I’ve been a bit reluctant to write about the upcoming election in this blog; after all the point of this blog has never been about anything political! However, for better or worse the state of our environment (including our oceans) are inextricably linked to politics, so here goes…
So Saturday was federal Election Day here in Australia, ending a long campaign where both parties tried to out-negative each other! But how much focus (or lack thereof) did the ocean, science and the environment receive in the build up to the election?
On the whole, issues related to marine science and conservation have received very little attention in the build up to the election. The most notable announcement was probably the Coalition’s plan to suspend and review the recently implemented network of marine parks. There main argument for this appears to be that there is a lack of scientific consensus on the issue, and that the parks unfair penalise recreational fishers. I strongly disagree with this view. I’m not a fisheries scientist, and don’t claim to be an expert in the subject, but from all accounts marine reserves seem to widely accepted as being beneficial for marine biodiversity, and can even help fish stocks in adjacent areas through the spillover effect.
This is not to say that there are not remaining questions about the new marine parks, but on the whole the policy should be seen in a positive light, given the pressures our marine ecosystems (and therefore fisheries) will face in the future. The announcement to suspend the implementation of the new marine parks is therefore deeply worrying, and not warranted.
The discussion of climate change has also been relatively limited in the election build-up, especially in comparison to the 2007 and 2010 elections. This is in spite of an increase in both the evidence for and effects of climate change around the world. The overwhelming scientific consensus is that the Earth is warming, and it is almost certainly as a result of anthropogenically-released carbon dioxide (and greenhouse gases).

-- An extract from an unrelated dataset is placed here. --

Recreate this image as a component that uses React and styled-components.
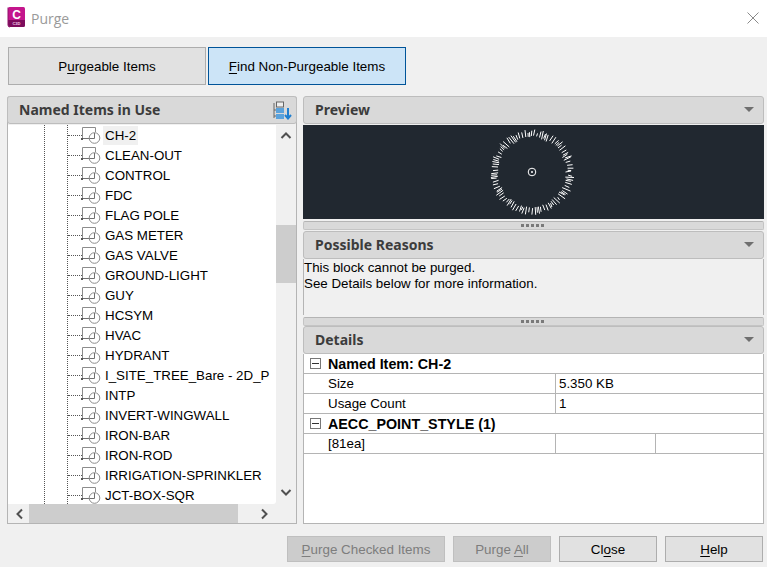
import React from "react";
import styled, { createGlobalStyle } from "styled-components";

const Global = createGlobalStyle`
  html, body { margin: 0; padding: 0; background: #f0f0f0; }
  body { font-family: "Liberation Sans", Arial, sans-serif; font-size: 14px; color: #000; }
  * { box-sizing: border-box; }
`;

const Dialog = styled.div`
  width: 767px; height: 567px; display: flex; flex-direction: column; overflow: hidden; background: #f0f0f0;
`;
const TitleBar = styled.div`
  height: 37px; flex: none; background: #fff; display: flex; align-items: center; padding: 0 8px 0 7px; gap: 5px;
`;
const TitleText = styled.div`
  font-family: "Open Sans", "Noto Sans", sans-serif; font-size: 14px; color: #9a9a9a; flex: 1; margin-bottom: 1px;
`;
const Tabs = styled.div`
  display: flex; gap: 2px; padding: 10px 0 0 8px; flex: none;
`;
const Tab = styled.div`
  width: 198px; height: 38px; display: flex; align-items: center; justify-content: center; font-size: 13.4px;
  background: ${p => (p.$active ? "#cce4f7" : "#e1e1e1")};
  border: 1px solid ${p => (p.$active ? "#005499" : "#adadad")};
`;
const Main = styled.div`
  display: flex; gap: 6px; padding: 11px 3px 0 7px; flex: none; height: 439px;
`;
const LeftPanel = styled.div`
  width: 290px; flex: none; display: flex; flex-direction: column; border: 1px solid #b4b4b4; border-top: none; border-radius: 3px 3px 0 0; background: #f0f0f0;
`;
const RightPanel = styled.div`
  flex: 1; display: flex; flex-direction: column; min-width: 0;
`;
const Header = styled.div`
  height: 28px; flex: none; background: #d9d9d9; border: 1px solid #bdbdbd; border-radius: 3px;
  margin: ${p => (p.$flush ? "0 -1px" : p.$gap ? "1px 0 0" : "0")};
  display: flex; align-items: center; justify-content: space-between; padding: 0 ${p => (p.$flush ? 4 : 9)}px 2px 11px;
  font-family: "Noto Sans", "Open Sans", sans-serif; font-weight: 700; font-size: 14px; color: #3c3c3c;
`;
const Caret = styled.span`
  width: 0; height: 0; border-left: 5px solid transparent; border-right: 5px solid transparent; border-top: 5px solid #6f6f6f; margin-top: 1px;
`;
const TreeArea = styled.div`
  flex: 1; min-height: 0; display: flex; margin-top: 1px;
`;
const TreeList = styled.div`
  flex: 1; background: #fff; overflow: hidden; position: relative; padding-left: 73px; border-radius: 0 0 3px 0;
`;
const Guide = styled.span`
  position: absolute; top: 0; bottom: 0; left: ${p => p.$x}px; border-left: 1px dotted #555;
`;
const Row = styled.div`
  height: 20px; display: flex; align-items: flex-start; padding-top: 1px; position: relative;
`;
const Branch = styled.span`
  position: absolute; left: -13px; top: 10px; width: 14px; border-top: 1px dotted #555;
`;
const RowLabel = styled.span`
  margin-left: 22px; padding: 0 2px; line-height: 19px; white-space: nowrap; font-size: 13.33px; color: #000;
  background: ${p => (p.$sel ? "#f0f0f0" : "transparent")};
`;
const ItemIcon = styled.svg`
  position: absolute; left: 0; top: 0; width: 22px; height: 20px;
`;
const VScroll = styled.div`
  width: 20px; flex: none; background: #f0f0f0; position: relative; display: flex; flex-direction: column; justify-content: space-between; align-items: center; padding: 5px 0 6px;
`;
const VThumb = styled.div`
  position: absolute; left: 0; right: 0; top: 100px; height: 58px; background: #cdcdcd;
`;
const HScroll = styled.div`
  height: 19px; flex: none; background: #f0f0f0; display: flex; align-items: center; justify-content: space-between; padding: 0 26px 0 6px; position: relative;
`;
const HThumb = styled.div`
  position: absolute; left: 21px; top: 0; bottom: 0; width: 209px; background: #cdcdcd;
`;
const ScrollArrow = styled.svg`
  width: 12px; height: 12px; flex: none; display: block; position: relative;
`;
const PreviewPane = styled.div`
  height: 94px; flex: none; margin-top: 1px; padding-right: 3px; background: #212830; display: flex; align-items: center; justify-content: center;
`;
const Splitter = styled.div`
  height: 9px; flex: none; margin-top: 2px; background: #d9d9d9; border: 1px solid #c4c4c4; border-top-color: #b4b4b4; border-radius: 2px; display: flex; align-items: center; justify-content: center; gap: 2px; padding-right: 3px;
`;
const Grip = styled.span`
  width: 3px; height: 3px; background: #7a7a7a;
`;
const ReasonPane = styled.div`
  height: 56px; flex: none; background: #f0f0f0; border: 1px solid #b4b4b4; border-top: none; border-bottom: none; padding: 1px 0 0 0; font-size: 13.33px; line-height: 16px; color: #000;
`;
const DetailsPane = styled.div`
  flex: 1; background: #fff; border: 1px solid #b4b4b4; border-top: none; min-height: 0;
`;
const TableRow = styled.div`
  height: 20px; display: flex; border-bottom: 1px solid #b4b4b4; font-size: 13.33px;
`;
const GroupRow = styled(TableRow)`
  align-items: center; font-weight: 700; font-size: 14.3px; padding-left: 6px; gap: 7px;
`;
const Toggle = styled.span`
  width: 11px; height: 11px; border: 1px solid #777; position: relative; flex: none;
  &::after { content: ""; position: absolute; left: 1px; right: 1px; top: 4px; height: 1px; background: #333; }
`;
const Cell = styled.div`
  width: ${p => p.$w}; flex: ${p => (p.$w ? "none" : "1")}; line-height: 19px; padding-left: ${p => p.$pad || 3}px;
  border-right: ${p => (p.$w ? "1px solid #b4b4b4" : "none")};
`;
const Footer = styled.div`
  display: flex; justify-content: flex-end; gap: 8px; padding: 12px 4px 0 0;
`;
const Btn = styled.div`
  width: ${p => p.$w}px; height: 26px; display: flex; align-items: center; justify-content: center; font-size: 13.4px;
  background: ${p => (p.$off ? "#cccccc" : "#e1e1e1")}; color: ${p => (p.$off ? "#7d7d7d" : "#000")};
  border: 1px solid ${p => (p.$off ? "#bfbfbf" : "#adadad")};
`;
const U = styled.span`text-decoration: underline; text-underline-offset: 2px;`;

const items = ["CH-2","CLEAN-OUT","CONTROL","FDC","FLAG POLE","GAS METER","GAS VALVE","GROUND-LIGHT","GUY","HCSYM","HVAC","HYDRANT","I_SITE_TREE_Bare - 2D_P","INTP","INVERT-WINGWALL","IRON-BAR","IRON-ROD","IRRIGATION-SPRINKLER","JCT-BOX-SQR"];

const Block = () => (
  <ItemIcon viewBox="0 0 22 20" fill="none">
    <path d="M1.5 13V2.5H14.5V7" stroke="#8c8c8c" />
    <path d="M1 13.5H13.5V8" stroke="#707070" />
    <circle cx="13.5" cy="13" r="5.3" stroke="#8c8c8c" />
    <rect x="0" y="13" width="2" height="2" fill="#555" />
  </ItemIcon>
);

const Chevron = ({ d }) => (
  <ScrollArrow viewBox="0 0 12 12" fill="none"><path d={d} stroke="#505050" strokeWidth="2" /></ScrollArrow>
);

const ticks = [];
for (let i = 0; i < 96; i++) {
  const a = (i / 96) * Math.PI * 2 + 0.025 * Math.sin(i * 7.3);
  const s = Math.abs(Math.sin(i * 12.9898) * 43758.5453) % 1;
  const t = Math.abs(Math.sin(i * 78.233) * 12543.123) % 1;
  const r0 = 33.5 + s * 3;
  const r1 = 39 + t * 4;
  const b = a + (s - 0.5) * 0.05;
  ticks.push(`M${(44 + Math.cos(a) * r0).toFixed(1)} ${(44 + Math.sin(a) * r0).toFixed(1)}L${(44 + Math.cos(b) * r1).toFixed(1)} ${(44 + Math.sin(b) * r1).toFixed(1)}`);
}

const Dial = () => (
  <svg width="88" height="88" viewBox="0 0 88 88" fill="none">
    <path d={ticks.join("")} stroke="#fff" strokeWidth="1" />
    <circle cx="44" cy="44" r="3.8" stroke="#fff" />
    <circle cx="44" cy="44" r="1" fill="#fff" />
  </svg>
);

const Grips = () => (
  <Splitter>{[0,1,2,3,4].map(i => <Grip key={i} />)}</Splitter>
);

const Logo = () => (
  <svg width="19" height="21" viewBox="0 0 19 21" style={{ flex: "none", marginBottom: 3 }}>
    <rect x="1" y="0" width="17" height="15" rx="1.5" fill="#c4168c" />
    <path d="M1 13H18V18.5Q18 20 16.5 20H3Q1 20 1 18Z" fill="#7d0d5c" />
    <path d="M1 0.5V18Q1 20 3 20" fill="none" stroke="#8d1068" />
    <text x="9.5" y="11.5" textAnchor="middle" fontFamily="Liberation Sans" fontWeight="700" fontSize="12" fill="#fff">C</text>
    <text x="9.5" y="18.4" textAnchor="middle" fontFamily="Liberation Sans" fontWeight="700" fontSize="4" fill="#f3cfe6">C3D</text>
  </svg>
);

const SortIcon = () => (
  <svg width="19" height="19" viewBox="0 0 19 19" fill="none" style={{ marginTop: 2 }}>
    <rect x="3.5" y="1" width="7" height="5" fill="#eee" stroke="#666" />
    <rect x="3" y="7" width="8" height="5" fill="#5aa2dc" />
    <rect x="3" y="13" width="8" height="5" fill="#5aa2dc" />
    <path d="M1 2V17M1 9H3M1 15H3" stroke="#666" />
    <path d="M15 7V17M12 14L15 17.5L18 14" stroke="#1f7fd0" strokeWidth="2" />
  </svg>
);

export default function App() {
  return (
    <Dialog>
      <Global />
      <TitleBar>
        <Logo />
        <TitleText>Purge</TitleText>
        <svg width="12" height="12" viewBox="0 0 12 12" fill="none" style={{ marginBottom: 2 }}>
          <path d="M0.5 0.5L11.5 11.5M11.5 0.5L0.5 11.5" stroke="#8a8a8a" />
        </svg>
      </TitleBar>
      <Tabs>
        <Tab><span>P<U>u</U>rgeable Items</span></Tab>
        <Tab $active><span><U>F</U>ind Non-Purgeable Items</span></Tab>
      </Tabs>
      <Main>
        <LeftPanel>
          <Header $flush>Named Items in Use<SortIcon /></Header>
          <TreeArea>
            <TreeList>
              <Guide $x={36} />
              <Guide $x={59} />
              {items.map((n, i) => (
                <Row key={n}>
                  <Branch />
                  <Block />
                  <RowLabel $sel={i === 0}>{n}</RowLabel>
                </Row>
              ))}
            </TreeList>
            <VScroll>
              <VThumb />
              <Chevron d="M1.5 8L6 3.5L10.5 8" />
              <Chevron d="M1.5 4L6 8.5L10.5 4" />
            </VScroll>
          </TreeArea>
          <HScroll>
            <HThumb />
            <Chevron d="M8 1.5L3.5 6L8 10.5" />
            <Chevron d="M4 1.5L8.5 6L4 10.5" />
          </HScroll>
        </LeftPanel>
        <RightPanel>
          <Header>Preview<Caret /></Header>
          <PreviewPane><Dial /></PreviewPane>
          <Grips />
          <Header $gap>Possible Reasons<Caret /></Header>
          <ReasonPane>This block cannot be purged.<br />See Details below for more information.</ReasonPane>
          <Grips />
          <Header>Details<Caret /></Header>
          <DetailsPane>
            <GroupRow><Toggle />Named Item: CH-2</GroupRow>
            <TableRow><Cell $w="252px" $pad={24}>Size</Cell><Cell>5.350 KB</Cell></TableRow>
            <TableRow><Cell $w="252px" $pad={24}>Usage Count</Cell><Cell>1</Cell></TableRow>
            <GroupRow><Toggle />AECC_POINT_STYLE (1)</GroupRow>
            <TableRow><Cell $w="252px" $pad={24}>[81ea]</Cell><Cell $w="100px" /><Cell /></TableRow>
          </DetailsPane>
        </RightPanel>
      </Main>
      <Footer>
        <Btn $w={158} $off><span><U>P</U>urge Checked Items</span></Btn>
        <Btn $w={98} $off><span>Purge <U>A</U>ll</span></Btn>
        <Btn $w={98}><span>Cl<U>o</U>se</span></Btn>
        <Btn $w={98}><span><U>H</U>elp</span></Btn>
      </Footer>
    </Dialog>
  );
}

This warming is directly responsible for significant changes in our environment (both in land and in the ocean), and is already causing detrimental social and economic consequences. Given that these negative environmental, social, and economic consequences are more than likely going to increase in the next few decades, we should be trying to limit greenhouse gas emissions – the cost of inaction looks far too high for me!

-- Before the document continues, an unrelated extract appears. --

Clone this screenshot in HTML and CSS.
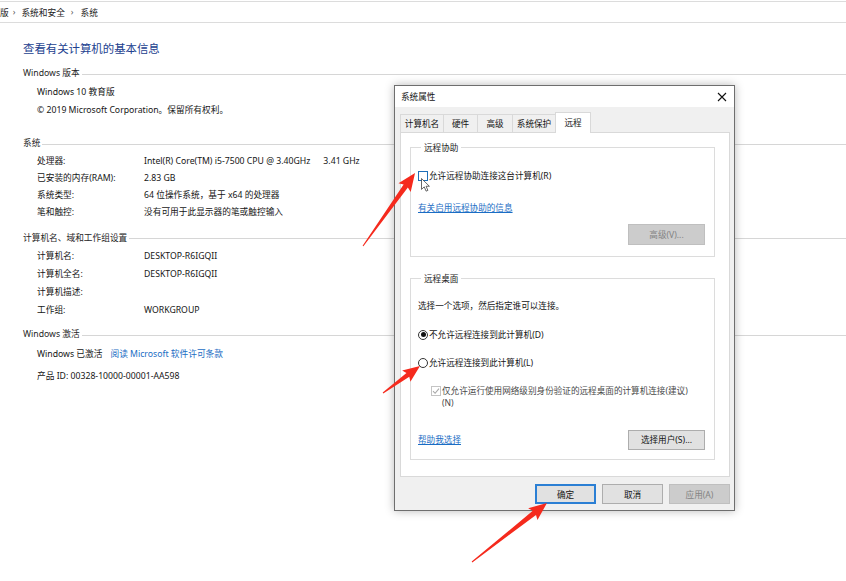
FILE: index.html
```html
<!DOCTYPE html>
<html lang="zh-CN">
<head>
<meta charset="utf-8">
<title>系统</title>
<link rel="stylesheet" href="styles.css">
</head>
<body>
<div class="page">
  <div class="crumbs">
    <span class="crumb first">版</span><span class="sep s-a">›</span><span class="crumb">系统和安全</span><span class="sep">›</span><span class="crumb">系统</span>
  </div>
  <main class="content">
    <h1 class="title">查看有关计算机的基本信息</h1>

    <section class="sec s1">
      <h2 class="sec-h">Windows 版本</h2>
      <div class="row r1">Windows 10 教育版</div>
      <div class="row r2">© 2019 Microsoft Corporation。保留所有权利。</div>
    </section>

    <section class="sec s2">
      <h2 class="sec-h">系统</h2>
      <dl class="kv kv2">
        <dt>处理器:</dt><dd>Intel(R) Core(TM) i5-7500 CPU @ 3.40GHz<span class="gap">3.41 GHz</span></dd>
        <dt>已安装的内存(RAM):</dt><dd>2.83 GB</dd>
        <dt>系统类型:</dt><dd>64 位操作系统，基于 x64 的处理器</dd>
        <dt>笔和触控:</dt><dd>没有可用于此显示器的笔或触控输入</dd>
      </dl>
    </section>

    <section class="sec s3">
      <h2 class="sec-h">计算机名、域和工作组设置</h2>
      <dl class="kv kv3">
        <dt>计算机名:</dt><dd>DESKTOP-R6IGQII</dd>
        <dt>计算机全名:</dt><dd>DESKTOP-R6IGQII</dd>
        <dt>计算机描述:</dt><dd></dd>
        <dt>工作组:</dt><dd>WORKGROUP</dd>
      </dl>
    </section>

    <section class="sec s4">
      <h2 class="sec-h">Windows 激活</h2>
      <div class="row a1">Windows 已激活<a class="plink">阅读 Microsoft 软件许可条款</a></div>
      <div class="row a2">产品 ID: 00328-10000-00001-AA598</div>
    </section>
  </main>

  <div class="dialog">
    <div class="dlg-title">
      <span>系统属性</span>
      <svg class="close" width="10" height="10" viewBox="0 0 10 10"><path d="M1 1L9 9M9 1L1 9" stroke="#111" stroke-width="1.1" fill="none"/></svg>
    </div>
    <div class="dlg-body">
      <div class="tabs">
        <div class="tab t1">计算机名</div>
        <div class="tab t2">硬件</div>
        <div class="tab t3">高级</div>
        <div class="tab t4">系统保护</div>
        <div class="tab t5 active">远程</div>
      </div>
      <div class="panel">
        <fieldset class="group g1">
          <legend>远程协助</legend>
          <div class="opt o-ra"><span class="cb hover"></span>允许远程协助连接这台计算机(R)</div>
          <a class="dlink l-ra">有关启用远程协助的信息</a>
          <div class="btn-line b-adv"><button class="btn disabled">高级(V)...</button></div>
        </fieldset>
        <fieldset class="group g2">
          <legend>远程桌面</legend>
          <div class="note">选择一个选项，然后指定谁可以连接。</div>
          <div class="opt o-d1"><span class="radio on"></span>不允许远程连接到此计算机(D)</div>
          <div class="opt o-d2"><span class="radio"></span>允许远程连接到此计算机(L)</div>
          <div class="opt nla"><span class="cb dis"><svg width="8" height="8" viewBox="0 0 8 8"><path d="M1 4.2L3.1 6.3L7 1.6" stroke="#a8a8a8" stroke-width="1.1" fill="none"/></svg></span><span class="nla-text">仅允许运行使用网络级别身份验证的远程桌面的计算机连接(建议)<br>(N)</span></div>
          <div class="help-line">
            <a class="dlink">帮助我选择</a>
            <button class="btn">选择用户(S)...</button>
          </div>
        </fieldset>
      </div>
      <div class="dlg-buttons">
        <button class="btn wide default">确定</button>
        <button class="btn wide">取消</button>
        <button class="btn wide disabled">应用(A)</button>
      </div>
    </div>
  </div>

  <svg class="annot" width="846" height="581" viewBox="0 0 846 581">
    <defs>
      <g id="cursor">
        <path d="M0 0L0 16L4 12.3L6.8 18.6L9.4 17.5L6.7 11.4L11.6 11.4Z" fill="#fff" stroke="#222" stroke-width="1" stroke-linejoin="round"/>
      </g>
    </defs>
    <g transform="translate(421.5 177.5) scale(0.68)"><use href="#cursor"/></g>
    <polygon class="arrow" transform="translate(363 245) rotate(-54.5)" points="0,-0.5 73.6,-2.6 71.6,-7.5 89.6,0 71.6,7.5 73.6,2.6 0,0.5"/>
    <polygon class="arrow" transform="translate(383 392) rotate(-36.1)" points="0,-0.5 30.8,-2.4 28.8,-7 45.8,0 28.8,7 30.8,2.4 0,0.5"/>
    <polygon class="arrow" transform="translate(472 561) rotate(-38.2)" points="0,-0.5 79.4,-2.6 77.4,-7.5 95.4,0 77.4,7.5 79.4,2.6 0,0.5"/>
  </svg>
</div>
</body>
</html>
```

FILE: styles.css
```css
* { box-sizing: border-box; }
html, body { margin: 0; padding: 0; }
body {
  width: 846px;
  height: 581px;
  overflow: hidden;
  background: #fff;
  font-family: "Noto Sans", "Noto Sans CJK SC", sans-serif;
  font-size: 8.7px;
  color: #151515;
}
.page { position: relative; width: 846px; height: 581px; }

/* breadcrumb */
.crumbs {
  margin-top: 1px;
  height: 22px;
  border-top: 1px solid #dcdcdc;
  border-bottom: 1px solid #dcdcdc;
  display: flex;
  align-items: center;
  color: #222;
  white-space: nowrap;
}
.crumb.first { margin-left: 0; }
.sep { padding: 0 7px 0 6px; color: #555; }
.sep.s-a { padding: 0 6px 0 4px; }

/* main content */
.content { padding-left: 23px; }
.title {
  margin: 18px 0 0;
  font-size: 11.4px;
  font-weight: normal;
  line-height: 16px;
  color: #22418f;
}
.sec-h {
  display: flex;
  align-items: center;
  margin: 0;
  font-size: 8.7px;
  font-weight: normal;
  line-height: 14px;
  color: #262626;
  white-space: nowrap;
}
.sec-h::after {
  content: "";
  flex: 1;
  height: 1px;
  background: #d6d6d6;
  margin-left: 2px;
  margin-top: 2px;
}
.s1 .sec-h { margin-top: 9px; }
.row { padding-left: 14px; line-height: 18px; white-space: nowrap; }
.r1 { margin-top: 3px; }
.s2 .sec-h { margin-top: 17px; }
.kv {
  margin: 0;
  padding-left: 14px;
  display: grid;
  grid-template-columns: 107px 1fr;
  white-space: nowrap;
}
.kv dt, .kv dd { margin: 0; }
.kv2 { margin-top: 2.5px; line-height: 17px; }
.gap { margin-left: 13px; }
.s3 .sec-h { margin-top: 10px; }
.kv3 { margin-top: 2.7px; line-height: 18px; }
.s4 .sec-h { margin-top: 8.3px; }
.a1 { margin-top: 3.4px; }
.a2 { margin-top: 4px; }
.plink { color: #1a6dc4; margin-left: 8px; }

/* dialog window */
.dialog {
  position: absolute;
  left: 394px;
  top: 84px;
  width: 341px;
  height: 426px;
  border: 1px solid #6e6e6e;
  background: #f0f0f0;
  box-shadow: 0 0 9px rgba(0, 0, 0, 0.28);
  font-size: 8.6px;
  color: #141414;
  display: flex;
  flex-direction: column;
}
.dlg-title {
  height: 21px;
  background: #fff;
  display: flex;
  align-items: center;
  justify-content: space-between;
  padding: 0 7px 0 6px;
}
.close { display: block; }
.dlg-body { flex: 1; padding: 5px 4px 0 5px; display: flex; flex-direction: column; }

.tabs {
  display: flex;
  align-items: flex-end;
  height: 21px;
  margin-bottom: -1px;
  position: relative;
  z-index: 1;
}
.tab {
  height: 18px;
  margin-bottom: 1px;
  border: 1px solid #d9d9d9;
  border-bottom: none;
  background: #f0f0f0;
  display: flex;
  align-items: center;
  justify-content: center;
  margin-right: -1px;
  white-space: nowrap;
}
.t1 { width: 44px; }
.t2 { width: 35px; }
.t3 { width: 36px; }
.t4 { width: 44px; }
.t5 { width: 36px; }
.tab.active {
  height: 21px;
  margin-bottom: 0;
  background: #fff;
  padding-bottom: 2px;
}

.panel {
  height: 345px;
  background: #fff;
  border: 1px solid #d9d9d9;
  padding: 0 14px 0 9px;
}

.group {
  margin: 0;
  border: 1px solid #dcdcdc;
  padding: 0 9px 0 7px;
  min-width: 0;
}
.group legend {
  padding: 0 3px;
  margin-left: 3px;
  line-height: 12px;
  color: #222;
}
.g1 { margin-top: 8.5px; padding-bottom: 11px; }
.g2 { margin-top: 16px; padding-bottom: 9px; }

.opt { display: flex; align-items: center; line-height: 14px; white-space: nowrap; }
.o-ra { margin-top: 15px; }
.cb {
  width: 10px;
  height: 10px;
  border: 1px solid #333;
  background: #fff;
  margin-right: 1px;
  flex: none;
  display: flex;
  align-items: center;
  justify-content: center;
}
.cb.hover { border-color: #1f6fb8; }
.cb.dis { border-color: #c4c4c4; }
.dlink {
  display: block;
  color: #1a6dc4;
  text-decoration: underline;
  line-height: 14px;
  width: max-content;
}
.l-ra { margin-top: 18px; }
.btn-line { display: flex; justify-content: flex-end; margin-top: 9px; }

.note { margin-top: 14px; line-height: 14px; }
.o-d1 { margin-top: 15px; }
.o-d2 { margin-top: 14px; }
.radio {
  width: 10px;
  height: 10px;
  border: 1px solid #333;
  border-radius: 50%;
  background: #fff;
  margin-right: 1px;
  flex: none;
  display: flex;
  align-items: center;
  justify-content: center;
}
.radio.on::after {
  content: "";
  width: 5px;
  height: 5px;
  border-radius: 50%;
  background: #111;
}
.nla { margin-top: 15px; margin-left: 13px; align-items: flex-start; }
.nla .cb { margin-top: 1px; }
.nla-text { line-height: 12px; color: #4a4a4a; }
.help-line {
  margin-top: 21px;
  display: flex;
  align-items: center;
  justify-content: space-between;
}

.btn {
  font-family: "Noto Sans", "Noto Sans CJK SC", sans-serif;
  font-size: 8.6px;
  color: #141414;
  height: 21px;
  width: 77px;
  padding: 0;
  border: 1px solid #adadad;
  background: #e1e1e1;
  white-space: nowrap;
}
.btn.disabled { background: #cccccc; border-color: #bfbfbf; color: #838383; }
.help-line .btn { height: 20px; }

.dlg-buttons {
  margin-top: 7px;
  display: flex;
  justify-content: flex-end;
  gap: 6px;
}
.btn.wide { width: 61px; height: 20px; }
.btn.default { border-color: #2b7fd4; box-shadow: inset 0 0 0 1px #2b7fd4; }

/* annotations */
.annot { position: absolute; left: 0; top: 0; pointer-events: none; }
.arrow { fill: #f52a1d; }
```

Despite the challenges that climate change is posing, the major political parties are proposing policies that do not go far enough! Labor are aiming to reduce emissions by 5% of 1990 levels, while the Coalition will reduce emissions by as much as their Direct Action plan will allow (predicted to be much lower than 5%). For serious change to occur, we must reduce emissions by far more than this 5% target and Australia, as a wealthy nation, should be setting a global example by being at the forefront of lowering emissions. Climate change has received far less attention than it deserves during this election campaign, as it is one of the greatest challenges facing humanity. I worry that we (and future generations) will look back at this election and note that progression towards dealing with climate change moved backwards in 2013.

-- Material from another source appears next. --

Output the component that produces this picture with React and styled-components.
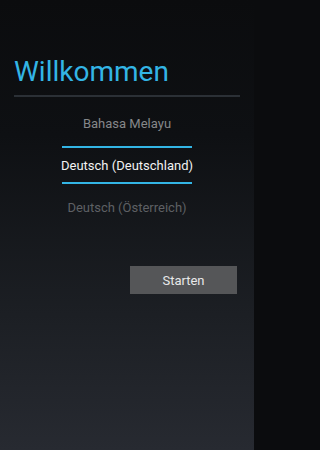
import React from 'react';
import styled, { createGlobalStyle } from 'styled-components';

const Global = createGlobalStyle`
  html, body { margin: 0; padding: 0; }
  body { font-family: Roboto, "Noto Sans", sans-serif; background: #0b0c0e; }
`;

const Screen = styled.div`
  width: 254px;
  height: 450px;
  background: linear-gradient(to bottom, #0b0c0e 0%, #0e1013 30%, #1c1f24 70%, #272a31 100%);
  display: flex;
  flex-direction: column;
  overflow: hidden;
`;

const Header = styled.div`
  margin: 0 14px;
  padding-top: 55px;
  border-bottom: 2px solid #2b3036;
  padding-bottom: 6px;
`;

const Title = styled.h1`
  margin: 0;
  font-size: 28px;
  font-weight: 400;
  line-height: 34px;
  color: #33b5e5;
`;

const Picker = styled.div`
  display: flex;
  flex-direction: column;
  align-items: center;
  margin-top: 5px;
`;

const Item = styled.div`
  width: 130px;
  display: flex;
  align-items: center;
  justify-content: center;
  white-space: nowrap;
  font-size: 13px;
  color: ${p => p.$color};
  border-top: ${p => (p.$selected ? '2px solid #33b5e5' : 'none')};
  border-bottom: ${p => (p.$selected ? '2px solid #33b5e5' : 'none')};
  box-sizing: border-box;
  height: ${p => (p.$selected ? '38px' : '42px')};
  margin: ${p => (p.$selected ? '2px 0' : '0')};
`;

const Actions = styled.div`
  display: flex;
  justify-content: flex-end;
  padding: 0 17px 0 0;
  margin-top: 38px;
`;

const Button = styled.button`
  width: 107px;
  height: 28px;
  border: none;
  background: #555658;
  color: #e8e8e8;
  font-family: Roboto, "Noto Sans", sans-serif;
  font-size: 13px;
  padding: 0;
`;

export default function App() {
  return (
    <>
      <Global />
      <Screen>
        <Header>
          <Title>Willkommen</Title>
        </Header>
        <Picker>
          <Item $color="#85878a">Bahasa Melayu</Item>
          <Item $color="#f2f2f2" $selected>Deutsch (Deutschland)</Item>
          <Item $color="#5e6064">Deutsch (Österreich)</Item>
        </Picker>
        <Actions>
          <Button>Starten</Button>
        </Actions>
      </Screen>
    </>
  );
}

This post wasn’t meant as a comprehensive review, so I’m not going to go on too much longer. However, there have also been worrying announcements regarding changes to the Australian Research Council funding process (the Coalition plan to limit “waste” by preventing funding to projects that – in their opinion – do not meet their priorities), and removing protection status from 170000 hectares of the World Heritage Listed central highlands area in Tasmania.
Now that the election is over, let’s just hope that the environment will be given enough attention over the next 3 years, though I’m not too optimistic based on what the election coverage has been like.